Data block =
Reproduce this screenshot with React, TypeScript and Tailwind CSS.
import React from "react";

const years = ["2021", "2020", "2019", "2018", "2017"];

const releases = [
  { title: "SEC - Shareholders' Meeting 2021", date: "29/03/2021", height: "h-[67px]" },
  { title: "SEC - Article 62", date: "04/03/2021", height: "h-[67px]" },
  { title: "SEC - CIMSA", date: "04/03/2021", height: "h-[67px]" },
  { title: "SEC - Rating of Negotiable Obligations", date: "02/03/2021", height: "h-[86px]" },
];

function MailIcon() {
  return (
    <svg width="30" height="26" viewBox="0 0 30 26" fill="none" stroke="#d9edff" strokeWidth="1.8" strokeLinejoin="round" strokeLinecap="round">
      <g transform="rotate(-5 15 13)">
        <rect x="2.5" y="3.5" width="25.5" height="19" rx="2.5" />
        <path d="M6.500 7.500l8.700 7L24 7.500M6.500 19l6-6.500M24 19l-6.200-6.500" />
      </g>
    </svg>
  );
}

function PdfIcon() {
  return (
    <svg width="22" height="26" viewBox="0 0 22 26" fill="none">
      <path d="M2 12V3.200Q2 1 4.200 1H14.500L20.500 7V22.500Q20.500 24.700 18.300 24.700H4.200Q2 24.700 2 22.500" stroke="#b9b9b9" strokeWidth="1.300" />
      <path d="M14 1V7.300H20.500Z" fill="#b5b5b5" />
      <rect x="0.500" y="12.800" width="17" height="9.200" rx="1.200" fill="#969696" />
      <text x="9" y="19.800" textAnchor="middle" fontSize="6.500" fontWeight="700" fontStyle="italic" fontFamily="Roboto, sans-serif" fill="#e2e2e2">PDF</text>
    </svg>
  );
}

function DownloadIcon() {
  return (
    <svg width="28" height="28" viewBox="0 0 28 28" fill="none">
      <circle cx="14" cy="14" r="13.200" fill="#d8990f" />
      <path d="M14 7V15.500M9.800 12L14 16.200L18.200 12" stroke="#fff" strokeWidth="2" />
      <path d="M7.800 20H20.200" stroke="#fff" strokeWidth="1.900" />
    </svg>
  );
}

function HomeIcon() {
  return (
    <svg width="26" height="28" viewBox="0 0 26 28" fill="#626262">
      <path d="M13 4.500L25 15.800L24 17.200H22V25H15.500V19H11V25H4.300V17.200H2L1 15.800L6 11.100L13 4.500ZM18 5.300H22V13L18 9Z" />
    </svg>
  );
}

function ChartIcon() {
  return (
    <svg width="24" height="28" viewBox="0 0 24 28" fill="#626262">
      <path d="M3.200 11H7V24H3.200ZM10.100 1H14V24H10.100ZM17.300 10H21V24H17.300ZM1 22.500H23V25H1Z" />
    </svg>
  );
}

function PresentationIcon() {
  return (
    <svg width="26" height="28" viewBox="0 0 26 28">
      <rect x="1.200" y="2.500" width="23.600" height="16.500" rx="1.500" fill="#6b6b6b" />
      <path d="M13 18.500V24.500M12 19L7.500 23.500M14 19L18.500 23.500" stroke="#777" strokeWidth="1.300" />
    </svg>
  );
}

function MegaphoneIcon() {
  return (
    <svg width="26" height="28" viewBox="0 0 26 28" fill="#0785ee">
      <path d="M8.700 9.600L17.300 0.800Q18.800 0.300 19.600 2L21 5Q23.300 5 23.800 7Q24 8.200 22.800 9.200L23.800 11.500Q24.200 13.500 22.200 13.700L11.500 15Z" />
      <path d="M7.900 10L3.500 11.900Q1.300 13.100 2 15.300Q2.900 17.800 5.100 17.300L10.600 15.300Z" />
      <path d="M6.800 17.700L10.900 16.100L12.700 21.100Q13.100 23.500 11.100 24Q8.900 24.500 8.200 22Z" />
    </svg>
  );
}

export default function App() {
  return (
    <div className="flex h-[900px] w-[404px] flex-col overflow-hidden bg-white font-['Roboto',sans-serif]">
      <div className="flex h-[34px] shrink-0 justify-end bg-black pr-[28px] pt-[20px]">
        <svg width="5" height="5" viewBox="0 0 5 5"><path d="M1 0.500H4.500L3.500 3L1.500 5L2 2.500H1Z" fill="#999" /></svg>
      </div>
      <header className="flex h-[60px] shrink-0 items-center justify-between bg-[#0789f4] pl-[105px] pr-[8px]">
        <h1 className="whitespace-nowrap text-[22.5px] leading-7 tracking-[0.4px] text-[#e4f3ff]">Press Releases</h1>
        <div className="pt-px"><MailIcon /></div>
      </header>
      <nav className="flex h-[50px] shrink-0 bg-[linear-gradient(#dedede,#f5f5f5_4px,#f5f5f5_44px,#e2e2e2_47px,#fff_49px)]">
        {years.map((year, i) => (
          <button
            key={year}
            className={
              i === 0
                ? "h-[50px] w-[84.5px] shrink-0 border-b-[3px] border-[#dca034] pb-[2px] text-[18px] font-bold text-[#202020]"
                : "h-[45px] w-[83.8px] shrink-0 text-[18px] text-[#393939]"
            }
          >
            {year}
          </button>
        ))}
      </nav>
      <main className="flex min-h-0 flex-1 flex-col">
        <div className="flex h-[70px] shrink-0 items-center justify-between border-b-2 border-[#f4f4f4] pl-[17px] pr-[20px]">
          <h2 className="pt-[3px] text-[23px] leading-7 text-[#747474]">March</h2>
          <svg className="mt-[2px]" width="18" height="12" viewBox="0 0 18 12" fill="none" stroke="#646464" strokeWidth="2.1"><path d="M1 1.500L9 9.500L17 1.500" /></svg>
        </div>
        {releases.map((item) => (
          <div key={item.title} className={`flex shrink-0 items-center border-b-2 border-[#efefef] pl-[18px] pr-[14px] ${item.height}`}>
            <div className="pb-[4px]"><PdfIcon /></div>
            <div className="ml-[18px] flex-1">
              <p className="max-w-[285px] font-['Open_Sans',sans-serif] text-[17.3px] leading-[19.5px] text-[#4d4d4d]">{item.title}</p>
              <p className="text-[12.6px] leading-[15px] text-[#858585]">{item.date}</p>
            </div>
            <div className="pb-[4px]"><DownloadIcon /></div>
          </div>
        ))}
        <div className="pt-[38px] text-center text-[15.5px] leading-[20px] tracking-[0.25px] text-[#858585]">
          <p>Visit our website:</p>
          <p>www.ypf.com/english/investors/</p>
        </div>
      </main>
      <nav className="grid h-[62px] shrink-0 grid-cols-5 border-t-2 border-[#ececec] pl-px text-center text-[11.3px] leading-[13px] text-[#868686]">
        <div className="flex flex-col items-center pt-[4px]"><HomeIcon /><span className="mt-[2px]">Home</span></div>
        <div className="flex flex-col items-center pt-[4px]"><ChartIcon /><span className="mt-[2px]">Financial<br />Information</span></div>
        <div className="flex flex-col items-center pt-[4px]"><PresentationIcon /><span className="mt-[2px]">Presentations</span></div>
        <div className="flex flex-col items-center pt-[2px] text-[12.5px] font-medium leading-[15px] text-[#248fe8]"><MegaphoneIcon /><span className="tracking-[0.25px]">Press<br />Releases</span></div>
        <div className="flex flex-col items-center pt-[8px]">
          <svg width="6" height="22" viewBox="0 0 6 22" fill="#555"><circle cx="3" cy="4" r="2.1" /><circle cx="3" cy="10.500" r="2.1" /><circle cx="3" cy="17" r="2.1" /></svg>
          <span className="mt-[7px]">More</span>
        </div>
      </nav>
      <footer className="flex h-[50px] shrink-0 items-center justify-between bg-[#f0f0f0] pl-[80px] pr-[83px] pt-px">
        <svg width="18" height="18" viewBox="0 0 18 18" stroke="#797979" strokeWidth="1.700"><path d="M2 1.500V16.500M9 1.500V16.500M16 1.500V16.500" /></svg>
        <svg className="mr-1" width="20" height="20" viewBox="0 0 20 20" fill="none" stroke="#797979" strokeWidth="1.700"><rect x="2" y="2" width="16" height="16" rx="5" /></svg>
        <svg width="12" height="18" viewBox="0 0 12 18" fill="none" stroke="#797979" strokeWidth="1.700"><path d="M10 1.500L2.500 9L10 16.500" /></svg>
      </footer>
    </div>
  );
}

Problem description = From the data, list each line in which the string "React" appears.

Solution below =
Reproduce this screenshot with React, TypeScript and Tailwind CSS.
import React from "react";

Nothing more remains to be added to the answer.